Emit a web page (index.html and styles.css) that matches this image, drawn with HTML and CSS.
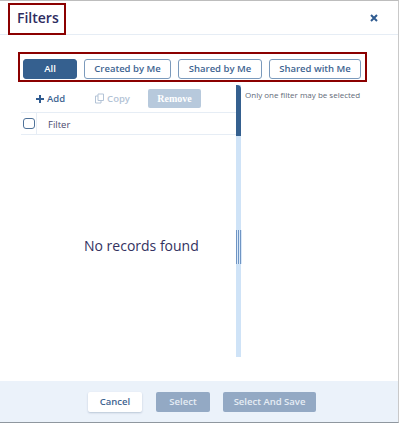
FILE: index.html
```html
<!DOCTYPE html>
<html>
	<head>
		<title>Filters</title>
		<link rel="stylesheet" href="styles.css">
	</head>
	<body>
		<div class="dialog">
			<div class="head">
				<h4 class="title">Filters</h4>
				<svg class="close" width="8" height="8" viewBox="0 0 8 8"><path d="M1 1L7 7M7 1L1 7"/></svg>
			</div>
			<div class="tabs">
				<button class="tab on tab_all" type="button">All</button>
				<button class="tab tab_cr" type="button">Created by Me</button>
				<button class="tab tab_sb" type="button">Shared by Me</button>
				<button class="tab tab_sw" type="button">Shared with Me</button>
			</div>
			<div class="main">
				<div class="left">
					<div class="tools">
						<span class="add"><svg width="8" height="8" viewBox="0 0 8 8"><path d="M4 0V8M0 4H8"/></svg>Add</span>
						<span class="copy"><svg width="11" height="11" viewBox="0 0 11 11"><path d="M4 1H9.500V7.500H4ZM4 3H1.500V10H7V7.500"/></svg>Copy</span>
						<button class="remove" type="button">Remove</button>
					</div>
					<div class="thead">
						<div class="chk_cell"><span class="chk"></span></div>
						<div class="col">Filter</div>
					</div>
					<div class="empty">No records found</div>
				</div>
				<div class="split">
					<div class="split_top"></div>
					<div class="grip"></div>
				</div>
				<div class="right">Only one filter may be selected</div>
			</div>
			<div class="foot">
				<button class="btn cancel" type="button">Cancel</button>
				<button class="btn off sel" type="button">Select</button>
				<button class="btn off sel_save" type="button">Select And Save</button>
			</div>
		</div>
		<div class="mark mark_title"></div>
		<div class="mark mark_tabs"></div>
	</body>
</html>
```

FILE: styles.css
```css
html, body{
	margin: 0;
	height: 423px;
	overflow: hidden;
	background-color: #fff;
}
*{
	box-sizing: border-box;
	font-family: "Open Sans", sans-serif;
}
button{
	padding: 0;
	cursor: pointer;
}
.dialog{
	width: 399px;
	height: 423px;
	display: flex;
	flex-direction: column;
	border-top: 1px solid #bdbdbd;
	border-right: 1px solid #c9c9c9;
	border-bottom: 1px solid #8f979f;
	background-color: #fff;
}
.head{
	height: 34px;
	flex: none;
	display: flex;
	align-items: center;
	justify-content: space-between;
	padding: 0 20px 0 17px;
	border-bottom: 1px solid #e6edf5;
}
.title{
	margin: 0;
	font-size: 14px;
	font-weight: 600;
	color: #2e2c5f;
}
.close{
	fill: none;
	stroke: #2f5b90;
	stroke-width: 2;
}
.tabs{
	height: 50px;
	flex: none;
	display: flex;
	align-items: center;
	gap: 7px;
	padding: 17px 0 0 23px;
}
.tab{
	height: 20px;
	border: 1px solid #7b9abc;
	border-radius: 3px;
	background-color: #fff;
	color: #3e6491;
	font-size: 9.500px;
	font-weight: 600;
}
.on{
	border-color: #35608f;
	background-color: #35608f;
	color: #fff;
}
.tab_all{ width: 54px; }
.tab_cr{ width: 87px; }
.tab_sb{ width: 84px; }
.tab_sw{ width: 92px; }
.main{
	flex: 1;
	display: flex;
	padding-left: 21px;
}
.left{
	width: 215px;
	display: flex;
	flex-direction: column;
}
.tools{
	height: 28px;
	flex: none;
	display: flex;
	align-items: center;
	font-size: 9.500px;
	font-weight: 600;
	border-bottom: 1px solid #e6edf5;
}
.add{
	margin-left: 15px;
	color: #3e6491;
	display: flex;
	align-items: center;
	gap: 3px;
}
.add svg{
	stroke: #2f5b90;
	stroke-width: 2;
}
.copy{
	margin-left: 29px;
	color: #b3c3d6;
	display: flex;
	align-items: center;
	gap: 2px;
}
.copy svg{
	fill: none;
	stroke: #b3c3d6;
}
.remove{
	width: 53px;
	height: 19px;
	margin-left: 18px;
	border: 0;
	border-radius: 2px;
	background-color: #b7c9dc;
	color: #fff;
	font-family: "Liberation Serif", serif;
	font-size: 10px;
	font-weight: bold;
}
.thead{
	height: 22px;
	flex: none;
	display: flex;
	border-bottom: 1px solid #e6edf5;
}
.chk_cell{
	width: 16px;
	display: flex;
	align-items: center;
	padding-left: 2px;
	border-right: 1px solid #e6edf5;
}
.chk{
	width: 12px;
	height: 11px;
	border: 1px solid #4f7299;
	border-radius: 3px;
}
.col{
	padding-left: 11px;
	line-height: 23px;
	font-size: 9.500px;
	color: #4b4a6e;
}
.empty{
	margin-top: 103px;
	padding-left: 63px;
	font-size: 14px;
	line-height: 16px;
	color: #33325f;
}
.split{
	width: 5px;
	height: 272px;
	flex: none;
	position: relative;
	background-color: #cfe3f7;
}
.split_top{
	height: 51px;
	background-color: #35608f;
	border-top-right-radius: 4px;
}
.grip{
	position: absolute;
	left: 0;
	top: 145px;
	width: 6px;
	height: 34px;
	background: repeating-linear-gradient(90deg, #6f95c4 0, #6f95c4 1px, #dbe9f8 1px, #dbe9f8 2px);
}
.right{
	padding: 4px 0 0 4px;
	font-size: 8px;
	line-height: 11px;
	color: #5f6a78;
}
.foot{
	height: 41px;
	flex: none;
	display: flex;
	align-items: center;
	padding-left: 88px;
	gap: 14px;
	background-color: #ebf2fa;
}
.btn{
	height: 20px;
	border: 0;
	border-radius: 2px;
	font-size: 9.500px;
	font-weight: 600;
}
.cancel{
	width: 54px;
	background-color: #fff;
	color: #3e6491;
	box-shadow: 0 1px 2px #b9c6d6;
}
.off{
	background-color: #93a9c4;
	color: #e6edf5;
}
.sel{ width: 54px; }
.sel_save{
	width: 93px;
	margin-left: -1px;
}
.mark{
	position: absolute;
	border: 2px solid #8b0000;
	pointer-events: none;
}
.mark_title{
	left: 8px;
	top: 3px;
	width: 58px;
	height: 32px;
}
.mark_tabs{
	left: 18px;
	top: 52px;
	width: 349px;
	height: 30px;
}
```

============================================================

▸ Description of the task: All of the data above should be quoted exactly, except for the pictures.

▸ Output for this exercise:
Emit a web page (index.html and styles.css) that matches this image, drawn with HTML and CSS.
FILE: index.html
```html
<!DOCTYPE html>
<html>
	<head>
		<title>Filters</title>
		<link rel="stylesheet" href="styles.css">
	</head>
	<body>
		<div class="dialog">
			<div class="head">
				<h4 class="title">Filters</h4>
				<svg class="close" width="8" height="8" viewBox="0 0 8 8"><path d="M1 1L7 7M7 1L1 7"/></svg>
			</div>
			<div class="tabs">
				<button class="tab on tab_all" type="button">All</button>
				<button class="tab tab_cr" type="button">Created by Me</button>
				<button class="tab tab_sb" type="button">Shared by Me</button>
				<button class="tab tab_sw" type="button">Shared with Me</button>
			</div>
			<div class="main">
				<div class="left">
					<div class="tools">
						<span class="add"><svg width="8" height="8" viewBox="0 0 8 8"><path d="M4 0V8M0 4H8"/></svg>Add</span>
						<span class="copy"><svg width="11" height="11" viewBox="0 0 11 11"><path d="M4 1H9.500V7.500H4ZM4 3H1.500V10H7V7.500"/></svg>Copy</span>
						<button class="remove" type="button">Remove</button>
					</div>
					<div class="thead">
						<div class="chk_cell"><span class="chk"></span></div>
						<div class="col">Filter</div>
					</div>
					<div class="empty">No records found</div>
				</div>
				<div class="split">
					<div class="split_top"></div>
					<div class="grip"></div>
				</div>
				<div class="right">Only one filter may be selected</div>
			</div>
			<div class="foot">
				<button class="btn cancel" type="button">Cancel</button>
				<button class="btn off sel" type="button">Select</button>
				<button class="btn off sel_save" type="button">Select And Save</button>
			</div>
		</div>
		<div class="mark mark_title"></div>
		<div class="mark mark_tabs"></div>
	</body>
</html>
```

FILE: styles.css
```css
html, body{
	margin: 0;
	height: 423px;
	overflow: hidden;
	background-color: #fff;
}
*{
	box-sizing: border-box;
	font-family: "Open Sans", sans-serif;
}
button{
	padding: 0;
	cursor: pointer;
}
.dialog{
	width: 399px;
	height: 423px;
	display: flex;
	flex-direction: column;
	border-top: 1px solid #bdbdbd;
	border-right: 1px solid #c9c9c9;
	border-bottom: 1px solid #8f979f;
	background-color: #fff;
}
.head{
	height: 34px;
	flex: none;
	display: flex;
	align-items: center;
	justify-content: space-between;
	padding: 0 20px 0 17px;
	border-bottom: 1px solid #e6edf5;
}
.title{
	margin: 0;
	font-size: 14px;
	font-weight: 600;
	color: #2e2c5f;
}
.close{
	fill: none;
	stroke: #2f5b90;
	stroke-width: 2;
}
.tabs{
	height: 50px;
	flex: none;
	display: flex;
	align-items: center;
	gap: 7px;
	padding: 17px 0 0 23px;
}
.tab{
	height: 20px;
	border: 1px solid #7b9abc;
	border-radius: 3px;
	background-color: #fff;
	color: #3e6491;
	font-size: 9.500px;
	font-weight: 600;
}
.on{
	border-color: #35608f;
	background-color: #35608f;
	color: #fff;
}
.tab_all{ width: 54px; }
.tab_cr{ width: 87px; }
.tab_sb{ width: 84px; }
.tab_sw{ width: 92px; }
.main{
	flex: 1;
	display: flex;
	padding-left: 21px;
}
.left{
	width: 215px;
	display: flex;
	flex-direction: column;
}
.tools{
	height: 28px;
	flex: none;
	display: flex;
	align-items: center;
	font-size: 9.500px;
	font-weight: 600;
	border-bottom: 1px solid #e6edf5;
}
.add{
	margin-left: 15px;
	color: #3e6491;
	display: flex;
	align-items: center;
	gap: 3px;
}
.add svg{
	stroke: #2f5b90;
	stroke-width: 2;
}
.copy{
	margin-left: 29px;
	color: #b3c3d6;
	display: flex;
	align-items: center;
	gap: 2px;
}
.copy svg{
	fill: none;
	stroke: #b3c3d6;
}
.remove{
	width: 53px;
	height: 19px;
	margin-left: 18px;
	border: 0;
	border-radius: 2px;
	background-color: #b7c9dc;
	color: #fff;
	font-family: "Liberation Serif", serif;
	font-size: 10px;
	font-weight: bold;
}
.thead{
	height: 22px;
	flex: none;
	display: flex;
	border-bottom: 1px solid #e6edf5;
}
.chk_cell{
	width: 16px;
	display: flex;
	align-items: center;
	padding-left: 2px;
	border-right: 1px solid #e6edf5;
}
.chk{
	width: 12px;
	height: 11px;
	border: 1px solid #4f7299;
	border-radius: 3px;
}
.col{
	padding-left: 11px;
	line-height: 23px;
	font-size: 9.500px;
	color: #4b4a6e;
}
.empty{
	margin-top: 103px;
	padding-left: 63px;
	font-size: 14px;
	line-height: 16px;
	color: #33325f;
}
.split{
	width: 5px;
	height: 272px;
	flex: none;
	position: relative;
	background-color: #cfe3f7;
}
.split_top{
	height: 51px;
	background-color: #35608f;
	border-top-right-radius: 4px;
}
.grip{
	position: absolute;
	left: 0;
	top: 145px;
	width: 6px;
	height: 34px;
	background: repeating-linear-gradient(90deg, #6f95c4 0, #6f95c4 1px, #dbe9f8 1px, #dbe9f8 2px);
}
.right{
	padding: 4px 0 0 4px;
	font-size: 8px;
	line-height: 11px;
	color: #5f6a78;
}
.foot{
	height: 41px;
	flex: none;
	display: flex;
	align-items: center;
	padding-left: 88px;
	gap: 14px;
	background-color: #ebf2fa;
}
.btn{
	height: 20px;
	border: 0;
	border-radius: 2px;
	font-size: 9.500px;
	font-weight: 600;
}
.cancel{
	width: 54px;
	background-color: #fff;
	color: #3e6491;
	box-shadow: 0 1px 2px #b9c6d6;
}
.off{
	background-color: #93a9c4;
	color: #e6edf5;
}
.sel{ width: 54px; }
.sel_save{
	width: 93px;
	margin-left: -1px;
}
.mark{
	position: absolute;
	border: 2px solid #8b0000;
	pointer-events: none;
}
.mark_title{
	left: 8px;
	top: 3px;
	width: 58px;
	height: 32px;
}
.mark_tabs{
	left: 18px;
	top: 52px;
	width: 349px;
	height: 30px;
}
```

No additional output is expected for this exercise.